JC: I think as long as curators don’t lose their nerve about their original idea for an exhibition it is usually OK. The problem is when the sponsor takes over the power. That is revolting. But to make an exhibition popular—why not? I think exhibitions that are based on scholarly research often are just more coherent – the curator has more material to fall back on.
Clark's Sketches and Notes for the Simonetta Exhibition
FP: You state in Backstage that you are interested in “the relationship between curating and digression, in the connections made by the visitors who stray.” Pursuing a similar question, curators Harold Koda and Andrew Bolton of the Costume Institute introduced their exhibition “blog.mode: addressing fashion” by writing that in “opening a dialogue with visitors to the exhibition and to the blog, the curators hope to expand their own views and further the practice of fashion interpretation and connoisseurship.” The main premise of their exhibition seeks to garner feedback from their public through the vehicle of blog commenting. Do you think this is an effective platform to study this idea of digression? Are there any other ways that you can think of?

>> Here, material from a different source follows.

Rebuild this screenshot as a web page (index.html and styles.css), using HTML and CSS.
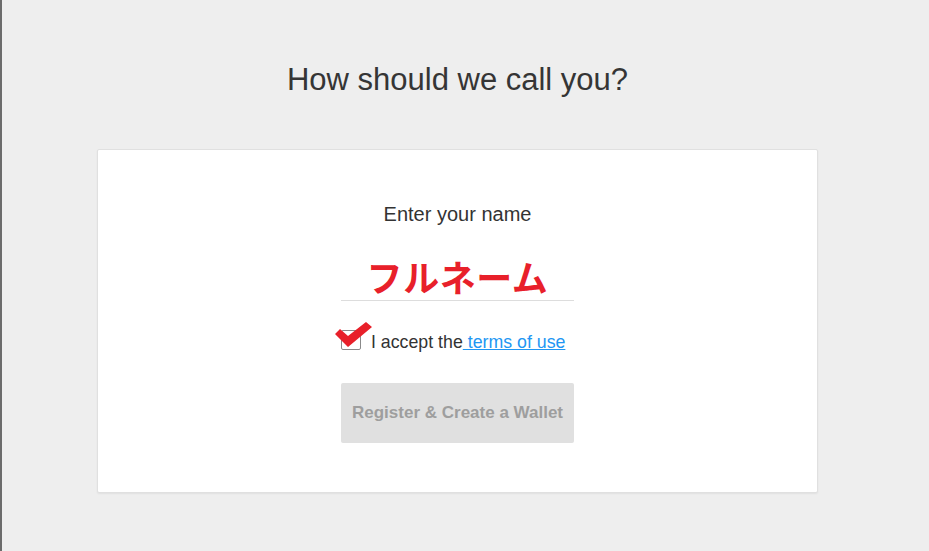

JC: I think it is an interesting approach – I had an exhibition at the gallery called “Captions” where I exhibited one dress and nailed captions to the wall and printed a sheet where visitors could come and write their alternative captions. Some were great, some were really dreadful and pointless. My favorite was written by Caroline Evans’s daughter Caitlin. She wrote a story about the princess who wore the gown and I often think about it. I think the same has happened with the Met blog—it is very hit and miss. It is a fabulous project to do at the Met given their position, because they have a chance to have responses on such a huge scale. I think people are not very articulate about their experiences of exhibitions and so it is difficult to get the account that we might like back from the visitors.
I think it would be interesting to have an exhibition where the curator could totally digress—literally one story become another during the exhibition. But it would be considered so indulgent, I don’t have the courage to do it.